Why did soccer fail in our land? Setting aside the obvious fact that it is an excruciating bore, the usual explanation is its foreignness. Local clubs of the 1930s and ’40s had such unlovely monikers as the Chicago Croatians and the San Pedro Yugoslavians. Not exactly the Yankees. Even today, prominent "American" players are often foreign mercenaries or the pony-tailed sons of college professors.
In 1943, Time asserted that the "U.S. lack of interest [in soccer] is due mainly to U.S. distaste for sitting outdoors in wintry winds and sleet," which does not explain why Green Bay’s Lambeau Field and Buffalo’s Rich Stadium are packed on December Sundays.
In 1952, the secretary of the National Federation of Secondary Schools ventured, "It’s hard to interest American kids in a sport in which they can’t use their hands." Why Americans should be more attached to their hands than other people he did not explain.
Two U.S. professional leagues were launched in 1967. Fewer than one percent of the players in the larger of the two leagues were American; teams sent their players and coaches to Berlitz classes to learn English, but their efforts were for naught. cbs actually broadcast several games, but the handful of fans were aghast when it was revealed that players had been instructed to feign injuries in order to make time for commercials.
The North American Soccer League prospered for a mayfly’s life in the 1970s, thanks largely to the aptly named Cosmos team of New York City (actually New Jersey), which featured the legendary Brazilian Pelé.

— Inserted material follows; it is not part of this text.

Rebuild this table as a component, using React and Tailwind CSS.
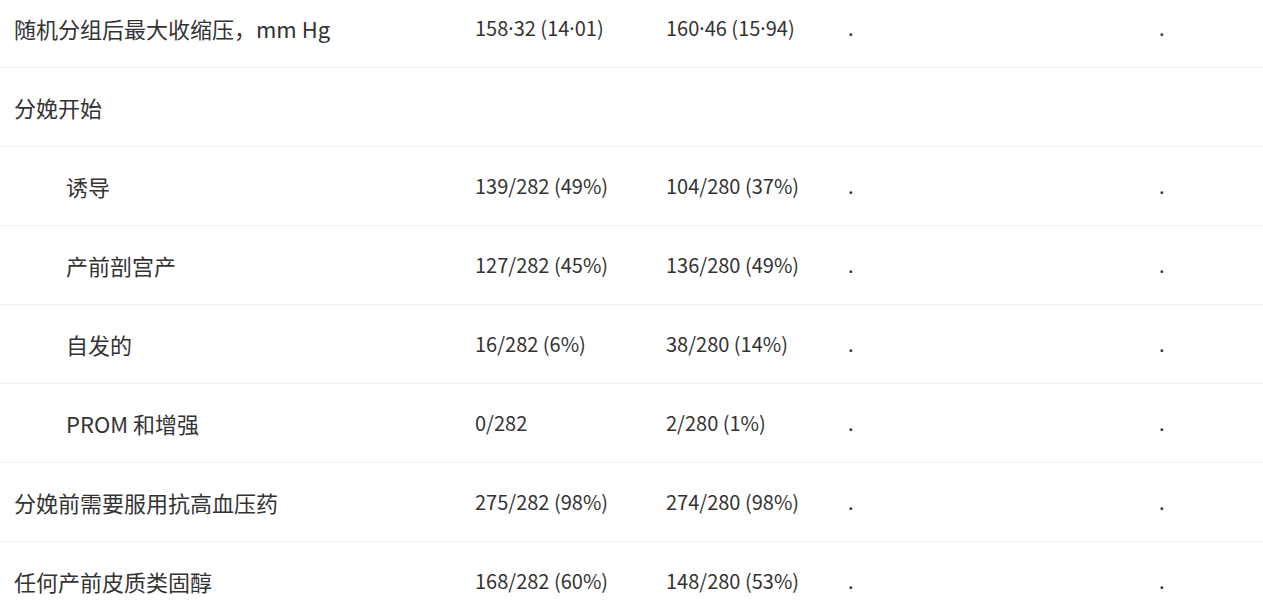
import React from "react";

const rows = [
  { label: "随机分组后最大收缩压，mm Hg", a: "158·32 (14·01)", b: "160·46 (15·94)", dots: true },
  { label: "分娩开始", a: "", b: "", dots: false },
  { label: "诱导", a: "139/282 (49%)", b: "104/280 (37%)", dots: true, sub: true },
  { label: "产前剖宫产", a: "127/282 (45%)", b: "136/280 (49%)", dots: true, sub: true },
  { label: "自发的", a: "16/282 (6%)", b: "38/280 (14%)", dots: true, sub: true },
  { label: "PROM 和增强", a: "0/282", b: "2/280 (1%)", dots: true, sub: true },
  { label: "分娩前需要服用抗高血压药", a: "275/282 (98%)", b: "274/280 (98%)", dots: true },
  { label: "任何产前皮质类固醇", a: "168/282 (60%)", b: "148/280 (53%)", dots: true },
];

// CJK font draws the middle dot full-width, so give it a latin face
const Num = ({ text }) =>
  text.split("·").map((part, i) => (
    <React.Fragment key={i}>
      {i > 0 && <span style={{ fontFamily: '"Noto Sans", sans-serif' }}>·</span>}
      {part}
    </React.Fragment>
  ));

export default function App() {
  return (
    <div
      className="min-h-screen bg-white overflow-hidden text-[#333]"
      style={{ fontFamily: '"Noto Sans CJK SC", "Noto Sans", sans-serif' }}
    >
      <div className="-mt-[11px]">
        {rows.map((r, i) => (
          <div
            key={i}
            className="grid grid-cols-[461px_191px_182px_311px_1fr] items-center h-[79px] border-b border-[#f0f0f0] pl-[14px]"
          >
            <div className={`text-[22px] leading-none ${r.sub ? "pl-[52px]" : ""}`}>
              {r.label}
            </div>
            <div className="text-[20px] leading-none">
              <Num text={r.a} />
            </div>
            <div className="text-[20px] leading-none">
              <Num text={r.b} />
            </div>
            <div className="text-[20px] leading-none">{r.dots ? "." : ""}</div>
            <div className="text-[20px] leading-none">{r.dots ? "." : ""}</div>
          </div>
        ))}
      </div>
    </div>
  );
}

The likes of Elton John and Henry Kissinger promoted the nasl, but provincials snubbed the cosmopolitan sport. As one Tulsa cabbie told a reporter when asked why he didn’t follow the nasl’s Tulsa Roughnecks: soccer is for guys "in short pants, a Communist game, too slow and boring."
World Cup 94, the first soccer championship played on American soil, was a colossal flop, despite the corporate subsidies lavished by Coca-Cola, Mastercard, and the usual suspects. The title game, a thrilling 0-0 tie in regulation between Brazil and Italy, did not win millions of new fans.
Today, Washington, D.C. consultants imagine that American roadways are filled with sport utility vehicles driven by harried lawyer-moms carting the kids to soccer practice. Not where I live. Admittedly—and distressingly—more and more kids are playing organized soccer. But on the gloriously disorganized playgrounds, baseball, basketball, and real football still reign—for now.
Still, it can’t be denied that soccer has gained a toehold in this country that was the first to expel the Brits. So now is the time for all good sports to come to the aid of their country: Blissfully ignore World Cup 98, and reintroduce your children to the distinctly hands-on American game of baseball.